Lewis Sessions, the attorney representing the Republican Party, admitted to his own confusion. He questioned Pippins-Poole about how those backup paper ballots were kept. He questioned the data center in which voter registration information is stored. He asked about how a lack of judges might have impacted the procedures. He also seemed to question whether the system favored one party over another. Because of the shortages in election judges, Sessions pressed about what would happen at voting locations that only had one judge. Typically, a location would have two judges and two tabulating machines—one for Republicans, one for Democrats. But Pippins-Poole told him that single-judge locations had machines that accepted votes from both parties. She said the judges knew the difference.

“Reading between the lines, it sure sounded like the attorney for the Republican Party was insinuating someone might have rigged the system,” Democrat Chair Carol Donovan said in the hallway after the hearing.

Sessions eventually seemed to back off that line of thinking. He’d opened the hearing asking for more time. He wanted the hearing postponed until Friday so that he could go through what he called an “expedited discovery,” interviewing people around the election process. Sessions did not like that he was handed a list of the 44 ballot locations in question only that morning, and said that he would largely be operating “in the dark” without those additional three days. Tobolowsky said no.
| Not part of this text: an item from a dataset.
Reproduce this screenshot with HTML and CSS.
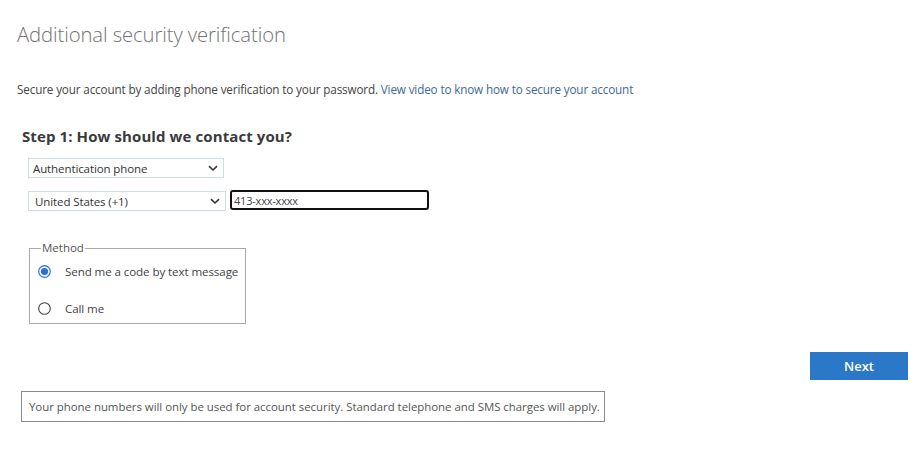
FILE: index.html
```html
<!DOCTYPE html>
<html>
<head>
<meta charset="utf-8">
<link rel="stylesheet" href="styles.css">
</head>
<body>
<div class="page">
  <h1 class="title">Additional security verification</h1>
  <p class="intro">Secure your account by adding phone verification to your password. <a class="link" href="#">View video to know how to secure your account</a></p>
  <h2 class="step">Step 1: How should we contact you?</h2>
  <div class="row row-first">
    <div class="select select-type"><span>Authentication phone</span><svg class="chev" width="10" height="7" viewBox="0 0 10 7"><path d="M1 1.2 L5 5 L9 1.2" fill="none" stroke="#333" stroke-width="1.6"/></svg></div>
  </div>
  <div class="row row-second">
    <div class="select select-country"><span>United States (+1)</span><svg class="chev" width="10" height="7" viewBox="0 0 10 7"><path d="M1 1.2 L5 5 L9 1.2" fill="none" stroke="#333" stroke-width="1.6"/></svg></div>
    <input class="phone" type="text" value="413-xxx-xxxx">
  </div>
  <fieldset class="method">
    <legend class="legend">Method</legend>
    <div class="option option-first">
      <svg class="radio" width="13" height="13" viewBox="0 0 13 13"><circle cx="6.5" cy="6.5" r="5.8" fill="#fff" stroke="#2c6fd4" stroke-width="1.2"/><circle cx="6.5" cy="6.5" r="3.6" fill="#2c6fd4"/></svg>
      <span>Send me a code by text message</span>
    </div>
    <div class="option option-second">
      <svg class="radio" width="13" height="13" viewBox="0 0 13 13"><circle cx="6.5" cy="6.5" r="5.8" fill="#fff" stroke="#444" stroke-width="1.1"/></svg>
      <span>Call me</span>
    </div>
  </fieldset>
  <div class="actions">
    <button class="next" type="button">Next</button>
  </div>
  <div class="notice">Your phone numbers will only be used for account security. Standard telephone and SMS charges will apply.</div>
</div>
</body>
</html>
```
FILE: styles.css
```css
* { box-sizing: border-box; }
body {
  margin: 0;
  background: #fff;
  font-family: "Open Sans", "Noto Sans", "Liberation Sans", sans-serif;
  color: #444;
}
.page {
  width: 922px;
  height: 449px;
  overflow: hidden;
}
.title {
  margin: 0 0 0 17px;
  padding-top: 19px;
  font-size: 20.3px;
  line-height: 30px;
  font-weight: 300;
  color: #737373;
  letter-spacing: -0.1px;
}
.intro {
  margin: 32px 0 0 17px;
  font-size: 11.7px;
  line-height: 16px;
  color: #444;
  letter-spacing: -0.14px;
}
.link {
  color: #3e6896;
  text-decoration: none;
}
.step {
  margin: 29px 0 0 22px;
  font-size: 15px;
  line-height: 20px;
  font-weight: 700;
  color: #3b3b3b;
  letter-spacing: 0.1px;
}
.row {
  display: flex;
  gap: 4px;
  margin-left: 28px;
}
.row-first { margin-top: 12px; }
.row-second { margin-top: 13px; }
.select {
  display: flex;
  align-items: center;
  justify-content: space-between;
  height: 20px;
  border: 1px solid #cfdcea;
  padding: 0 5px 0 4px;
  font-size: 11.5px;
  color: #333;
  letter-spacing: -0.1px;
}
.select-type { width: 196px; }
.select-country { width: 198px; padding-left: 6px; }
.chev { display: block; }
.phone {
  width: 199px;
  height: 20px;
  margin: -1px 0 0 0;
  border: 2px solid #111;
  border-radius: 3px;
  padding: 0 2px;
  font-family: "Open Sans", "Noto Sans", sans-serif;
  font-size: 11px;
  color: #444;
  outline: none;
  letter-spacing: -0.2px;
}
.method {
  width: 217px;
  height: 83px;
  margin: 30px 0 0 29px;
  padding: 0 0 0 8px;
  border: 1px solid #a9a9a9;
}
.legend {
  margin-left: 3px;
  padding: 0 1px;
  font-size: 11.5px;
  line-height: 14px;
  color: #555;
}
.option {
  display: flex;
  align-items: center;
  gap: 14px;
  font-size: 11.6px;
  color: #444;
  letter-spacing: -0.1px;
}
.option-first { margin-top: 9px; }
.option-second { margin-top: 22px; }
.radio { display: block; flex: none; }
.actions {
  display: flex;
  justify-content: flex-end;
  padding-right: 14px;
  margin-top: 28px;
}
.next {
  width: 98px;
  height: 28px;
  border: none;
  background: #2b78c8;
  color: #fff;
  font-family: "Open Sans", "Noto Sans", sans-serif;
  font-size: 13px;
  font-weight: 600;
}
.notice {
  width: 584px;
  height: 31px;
  margin: 11px 0 0 21px;
  border: 1px solid #8a8a8a;
  padding: 0 0 0 7px;
  display: flex;
  align-items: center;
  white-space: nowrap;
  font-size: 11.45px;
  color: #555;
  letter-spacing: -0.03px;
}
```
After questioning Pippins-Poole, Sessions’ final arguments made clear the party did not object to a recount, so long as the elections code is followed “to a T.” He said that this was an accident not of either party’s making. Tobolowsky and the attorneys ironed out the details and signed the paperwork.

Afterward, in the hallway, Republican Party Chair Rodney Anderson told a pile of TV cameras that he’d like to see a “thorough examination” of how the county conducts elections. “I would love for the County Commissioners Court, based on this, to request an outside auditor to come in and evaluate the process,” he said. “Because the process is obviously not working.”

He stopped short of calling for Pippins-Poole’s ouster, something Republican Dallas County Commissioner J.J. Koch did on Monday. Blame was thick on all sides even before Tuesday. Price called the situation a Republican “sabotage.”

“I think the Republicans need to own some of the responsibility, because it was they who chose to staff less than half the voting centers,” Donovan said after the hearing. “As a result of that, the Democratic election judges had to run both primaries where there was not a Republican judge. The alternative to that would’ve been to close down all those voting centers that the Republicans had not staffed. Because there was a staffing center, we had long lines and there was some confusion. And for them to now, in the news, point the finger at Toni Pippins-Poole, appears to be disingenuous.”

Pippins-Poole says she believes the issue is a result of human error, nothing done deliberately. She did offer that a two-party primary system complicates the procedures. And under the two-party system, Dallas County cannot require judges to go through training. They offer it. They can’t require it. With the crunch on judges this election, about half of them were new. It’s difficult to tell whether all those received training.

“I would have to go back and talk to over 200 judges to make sure that every single one did,” said Anderson. “But that is our intent, to make sure that we have very well-trained judges conducting elections.”

Officials start cracking open those ballot boxes at 8 a.m. They are expected to encompass between 7,000 and 8,000 votes.